━━━━━ Provided data
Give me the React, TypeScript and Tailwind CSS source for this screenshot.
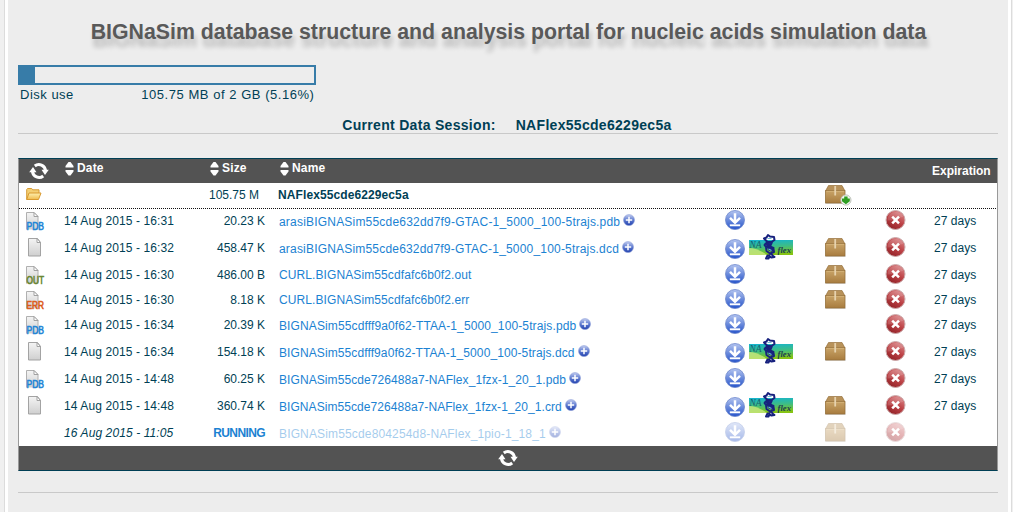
import React from "react";

type Kind = "pdb" | "file" | "out" | "err" | "none";

interface Row {
  kind: Kind;
  date: string;
  size: string;
  name: string;
  nameClass: string;
  more?: boolean;
  flex?: boolean;
  pack?: boolean;
  running?: boolean;
}

const rows: Row[] = [
  { kind: "pdb", date: "14 Aug 2015 - 16:31", size: "20.23 K", name: "arasiBIGNASim55cde632dd7f9-GTAC-1_5000_100-5trajs.pdb", nameClass: "tracking-[0.2px]", more: true },
  { kind: "file", date: "14 Aug 2015 - 16:32", size: "458.47 K", name: "arasiBIGNASim55cde632dd7f9-GTAC-1_5000_100-5trajs.dcd", nameClass: "tracking-[0.19px]", more: true, flex: true, pack: true },
  { kind: "out", date: "14 Aug 2015 - 16:30", size: "486.00 B", name: "CURL.BIGNASim55cdfafc6b0f2.out", nameClass: "tracking-[0.1px]", pack: true },
  { kind: "err", date: "14 Aug 2015 - 16:30", size: "8.18 K", name: "CURL.BIGNASim55cdfafc6b0f2.err", nameClass: "tracking-[0.1px]", pack: true },
  { kind: "pdb", date: "14 Aug 2015 - 16:34", size: "20.39 K", name: "BIGNASim55cdfff9a0f62-TTAA-1_5000_100-5trajs.pdb", nameClass: "tracking-[0.12px]", more: true },
  { kind: "file", date: "14 Aug 2015 - 16:34", size: "154.18 K", name: "BIGNASim55cdfff9a0f62-TTAA-1_5000_100-5trajs.dcd", nameClass: "tracking-[0.1px]", more: true, flex: true, pack: true },
  { kind: "pdb", date: "14 Aug 2015 - 14:48", size: "60.25 K", name: "BIGNASim55cde726488a7-NAFlex_1fzx-1_20_1.pdb", nameClass: "tracking-[0.08px]", more: true },
  { kind: "file", date: "14 Aug 2015 - 14:48", size: "360.74 K", name: "BIGNASim55cde726488a7-NAFlex_1fzx-1_20_1.crd", nameClass: "tracking-[0.06px]", more: true, flex: true, pack: true },
  { kind: "none", date: "16 Aug 2015 - 11:05", size: "RUNNING", name: "BIGNASim55cde804254d8-NAFlex_1pio-1_18_1", nameClass: "tracking-[0.15px]", more: true, pack: true, running: true },
];

function Gradients() {
  return (
    <svg width="0" height="0" className="absolute" aria-hidden="true">
      <defs>
        <linearGradient id="blue" x1="0" y1="0" x2="0" y2="1">
          <stop offset="0" stopColor="#b4c5f0" />
          <stop offset="0.5" stopColor="#6b8bdc" />
          <stop offset="1" stopColor="#2553ca" />
        </linearGradient>
        <linearGradient id="plus" x1="0" y1="0" x2="0" y2="1">
          <stop offset="0" stopColor="#c3cdf0" />
          <stop offset="0.5" stopColor="#5f7bd0" />
          <stop offset="1" stopColor="#1f3fae" />
        </linearGradient>
        <linearGradient id="red" x1="0.8" y1="0" x2="0.2" y2="1">
          <stop offset="0" stopColor="#dc8b8d" />
          <stop offset="0.5" stopColor="#bd4246" />
          <stop offset="1" stopColor="#8e1f24" />
        </linearGradient>
        <linearGradient id="paper" x1="0" y1="0" x2="0" y2="1">
          <stop offset="0" stopColor="#f4f4f4" />
          <stop offset="1" stopColor="#cfcfcf" />
        </linearGradient>
        <linearGradient id="boxFront" x1="0" y1="0" x2="0" y2="1">
          <stop offset="0" stopColor="#c9a468" />
          <stop offset="1" stopColor="#a87c3f" />
        </linearGradient>
        <linearGradient id="sky" x1="0" y1="0" x2="0.15" y2="1">
          <stop offset="0" stopColor="#14b4d2" />
          <stop offset="0.5" stopColor="#3dbd86" />
          <stop offset="1" stopColor="#86c414" />
        </linearGradient>
        <linearGradient id="folder" x1="0" y1="0" x2="0" y2="1">
          <stop offset="0" stopColor="#fdf0b0" />
          <stop offset="1" stopColor="#f0bb4d" />
        </linearGradient>
      </defs>
    </svg>
  );
}

function Download() {
  return (
    <svg width="20" height="20" viewBox="0 0 20 20" className="block shrink-0">
      <circle cx="10" cy="10" r="9.5" fill="url(#blue)" stroke="#6c86cc" strokeWidth="0.8" />
      <path d="M10 3.2V12M5 7.800L10 12.800l5-5" fill="none" stroke="#fff" strokeWidth="2.500" />
      <path d="M4.800 15.300h10.400" stroke="#fff" strokeWidth="1.900" />
    </svg>
  );
}

function Remove() {
  return (
    <svg width="21" height="20" viewBox="0 0 21 20" className="block shrink-0">
      <circle cx="10.500" cy="10" r="9.500" fill="url(#red)" stroke="#cbaaab" strokeWidth="1" />
      <path d="M2.500 10.500C2.500 5 6 2 10.500 2s7 2 7.500 5c-4 0-6 3.500-15.500 3.500z" fill="#fff" opacity="0.15" />
      <path d="M7.200 6.600l6.800 6.800M14 6.600l-6.800 6.800" stroke="#fff" strokeWidth="2.500" />
    </svg>
  );
}

function Pack({ add = false }: { add?: boolean }) {
  return (
    <svg width="28" height="21" viewBox="0 0 28 21" className="block shrink-0">
      <path d="M0 18.500h21" stroke="#dcdcdc" strokeWidth="1" />
      <path d="M3.500 .5h13.500L20 6H.5z" fill="#b8925a" stroke="#98733d" strokeWidth="0.7" />
      <path d="M.5 5.500h19.500V18H.5z" fill="url(#boxFront)" stroke="#94703a" strokeWidth="0.8" />
      <path d="M1.500 6.300h17.500" stroke="#d8b67e" strokeWidth="0.8" />
      <path d="M9.300 1h1.800v9.500H9.300z" fill="#e6d2ae" />
      {add && (
        <g>
          <circle cx="20.900" cy="15" r="5.100" fill="#f1f5ee" stroke="#b9bdb6" strokeWidth="0.9" />
          <path d="M19.200 11.500h3.400v2h2.200v2.700l-3.900 3-3.900-3v-2.700h2.200z" fill="#2e9e22" />
        </g>
      )}
    </svg>
  );
}

function Flex() {
  return (
    <svg width="44" height="26" viewBox="0 0 44 26" className="block shrink-0 overflow-visible">
      <path d="M0 6h44v15H0z" fill="url(#sky)" />
      <path d="M0 14c6 0 13 3 18 7H0z" fill="#c5e67c" opacity="0.85" />
      <text x="0.500" y="14" fontFamily="Liberation Serif, serif" fontSize="9.500" fontStyle="italic" fill="#17606c" textLength="12" lengthAdjust="spacingAndGlyphs">NA</text>
      <text x="28.500" y="18.500" fontFamily="Liberation Serif, serif" fontSize="9" fontStyle="italic" fontWeight="bold" fill="#1c3e52" textLength="13.500" lengthAdjust="spacingAndGlyphs">flex</text>
      <path d="M15 4.500l2.500-1L19 1l2 1.500 4 .5.500 3-3 2h-4zM17 9l6-1-2 4.500 3.500 1.500-1 2M17 13l-1.500-2L17 9M17 13l4-1 3.500 3 .5 3-4 1.500-3.500-2.500zM22 19l1.500 2.500 2 1.500-3 .500-2-1-1 2h-2.500l1.500-3h3" fill="none" stroke="#17217e" strokeWidth="2" strokeLinejoin="round" />
      <path d="M16.500 8.500l4-.5 1 4 3 3-1 3-4-1.500-2-4z" fill="#17217e" />
      <path d="M18.500 4.500h4M19.500 15l3 1.500" stroke="#6fc0d8" strokeWidth="1.200" />
    </svg>
  );
}

function More() {
  return (
    <svg width="12" height="12" viewBox="0 0 12 12" className="block shrink-0">
      <circle cx="6" cy="6" r="5.500" fill="url(#plus)" stroke="#8798d4" strokeWidth="0.500" />
      <path d="M6 2.800v6.400M2.800 6h6.400" stroke="#fff" strokeWidth="1.500" />
    </svg>
  );
}

function Paper({ kind }: { kind: Kind }) {
  if (kind === "none") return null;
  if (kind === "file") {
    return (
      <svg width="19" height="19" viewBox="0 0 19 19" className="block">
        <path d="M2.500.5h9l3 4v13.500h-12z" fill="url(#paper)" stroke="#a3a3a3" />
        <path d="M11 .5v4h3.500z" fill="#fff" stroke="#999" strokeWidth="0.9" />
      </svg>
    );
  }
  const label = { pdb: "PDB", out: "OUT", err: "ERR" }[kind];
  const fill = { pdb: "#1d84d6", out: "#67852f", err: "#dd5a18" }[kind];
  return (
    <svg width="20" height="22" viewBox="0 0 20 22" className="-mb-[3px] block overflow-visible">
      <path d="M.5 17.500V.5h7.500l4 4V17.500" fill="url(#paper)" stroke="#b0b0b0" />
      <path d="M8 .5v4h4z" fill="#fff" stroke="#999" strokeWidth="0.9" />
      <text x="0.500" y="17.500" fontFamily="Liberation Sans, sans-serif" fontSize="10.500" fill={fill} stroke={fill} strokeWidth="0.600" textLength="17.500" lengthAdjust="spacingAndGlyphs">
        {label}
      </text>
    </svg>
  );
}

function Refresh() {
  return (
    <svg width="20" height="18" viewBox="0 0 20 18" className="block">
      <path d="M5.800 4A6.600 6.600 0 0 1 16.500 8.500M14.200 14A6.600 6.600 0 0 1 3.500 9.500" fill="none" stroke="#fff" strokeWidth="3" />
      <path d="M4 5L.2 10.200h7.300zM16 13l3.800-5.200h-7.300z" fill="#fff" />
    </svg>
  );
}

function Sorter({ label }: { label: string }) {
  return (
    <div className="flex items-start gap-[3px]">
      <svg width="9" height="14" viewBox="0 0 9 14" className="mt-0.5 block">
        <path d="M3.500 0h2L8.500 4v1.500H.5V4zM.5 8h8v1.500L5.500 13.500H3.500L.5 9.500z" fill="#fff" />
      </svg>
      <span className="leading-[16px] tracking-[0.15px]">{label}</span>
    </div>
  );
}

function Folder() {
  return (
    <svg width="16" height="14" viewBox="0 0 16 14" className="block">
      <path d="M.7 11.500V1.500l.8-1h4.200l1 1.300h6.300V5" fill="#f3cf74" stroke="#d69a35" />
      <path d="M3 5h12L12.500 11.500H.7z" fill="url(#folder)" stroke="#d9992e" strokeLinejoin="round" />
    </svg>
  );
}

const cols = "grid grid-cols-[38px_145px_69px_445px_100px_60px_50px_1fr]";

const dots = "h-px w-full bg-[repeating-linear-gradient(to_right,#111_0_1px,transparent_1px_2px)]";

function FileRow({ row }: { row: Row }) {
  const fade = row.running ? "opacity-40" : "";
  return (
    <div className={`${cols} ${row.flex ? "h-[29px]" : "h-[25px]"} items-center`}>
      <div className={`pl-[7px] ${row.kind === "file" ? "pb-[3px]" : ""}`}><Paper kind={row.kind} /></div>
      <div className={`pl-[7px] tracking-[0.1px] ${row.running ? "italic" : ""}`}>{row.date}</div>
      <div className={`pr-[6px] text-right ${row.running ? "font-bold tracking-[-0.6px] text-[#1b82d2]" : ""}`}>{row.size}</div>
      <div className={`flex h-[15px] items-start gap-[3px] pl-[8px] text-[#1b82d2] ${fade}`}>
        <span className={row.more ? `pt-px ${row.nameClass}` : row.nameClass}>{row.name}</span>
        {row.more && <More />}
      </div>
      <div className={`flex items-center gap-1 pl-[9px] ${fade}`}>
        <div className={row.flex ? "pt-px" : "pb-[3px]"}><Download /></div>
        {row.flex && <div className="pb-[3px]"><Flex /></div>}
      </div>
      <div className={`pl-[9px] ${fade}`}>{row.pack && <Pack />}</div>
      <div className={`pb-[3px] pl-[9px] ${fade}`}><Remove /></div>
      <div className="pl-[8px] tracking-[0.05px]">{row.running ? "" : "27 days"}</div>
    </div>
  );
}

export default function App() {
  return (
    <div className="flex h-[512px] w-[1013px] overflow-hidden bg-[#f0f0f0] pl-[4px] font-['Liberation_Sans',Arial,sans-serif] text-[#003f55]">
      <Gradients />
      <div className="flex h-full w-[1008px] border-x border-[#dcdcdc] bg-white px-[3px]">
        <div className="h-full w-full bg-[#ededed] pr-[10px] pl-[10px]">
          <h1 className="h-[65px] pt-[19px] pl-px text-center text-[21.3px] leading-[26px] font-bold whitespace-nowrap text-[#595959] [text-shadow:2px_8px_5px_rgba(0,0,0,0.22)]">
            BIGNaSim database structure and analysis portal for nucleic acids simulation data
          </h1>
          <div className="h-[20px] w-[298px] border-2 border-[#377ca8]">
            <div className="h-full w-[15px] bg-[#377ca8]" />
          </div>
          <div className="flex h-[32px] w-[298px] justify-between pt-px pr-[1.5px] pl-[2px] text-[13px] leading-[17px]">
            <span className="tracking-[0.5px]">Disk use</span>
            <span className="tracking-[0.54px]">105.75 MB of 2 GB (5.16%)</span>
          </div>
          <div className="flex h-[17px] justify-center gap-5 border-b border-[#c9c9c9] pr-[2px] text-[14px] leading-[16px] font-bold tracking-[0.3px]">
            <span>Current Data Session:</span>
            <span>NAFlex55cde6229ec5a</span>
          </div>

          <div className="mt-[24px] h-[313px] w-[980px] border border-x-[#999] border-y-[#003f55] bg-white text-[12px] leading-[15px] whitespace-nowrap">
            <div className={`${cols} h-[24px] bg-[#535353] font-bold text-white`}>
              <div className="pt-[3px] pl-[9.5px]"><Refresh /></div>
              <div className="pt-px pl-[8px]"><Sorter label="Date" /></div>
              <div className="pt-px pl-[8px]"><Sorter label="Size" /></div>
              <div className="pt-px pl-[9px]"><Sorter label="Name" /></div>
              <div />
              <div />
              <div />
              <div className="pt-[5px] pl-[6px] leading-[15px]">Expiration</div>
            </div>
            <div className={`${cols} h-[25px]`}>
              <div className="pt-[5px] pl-[7px]"><Folder /></div>
              <div />
              <div className="pt-[5px] pl-[7px]">105.75 M</div>
              <div className="pt-[5px] pl-[7px] font-bold tracking-[0.1px]">NAFlex55cde6229ec5a</div>
              <div />
              <div className="pt-[2px] pl-[9px]"><Pack add /></div>
              <div />
              <div />
            </div>
            <div className={dots} />
            {rows.map((row) => (
              <FileRow key={row.name} row={row} />
            ))}
            <div className="flex h-[24px] items-center justify-center bg-[#535353]">
              <Refresh />
            </div>
          </div>
          <div className="mt-[21px] h-px bg-[#c9c9c9]" />
        </div>
      </div>
    </div>
  );
}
━━━━━━━━━━
Written instruction ▸ Which lines of the data include "React"? Copy each of them.

Output of the task ▸
Give me the React, TypeScript and Tailwind CSS source for this screenshot.
import React from "react";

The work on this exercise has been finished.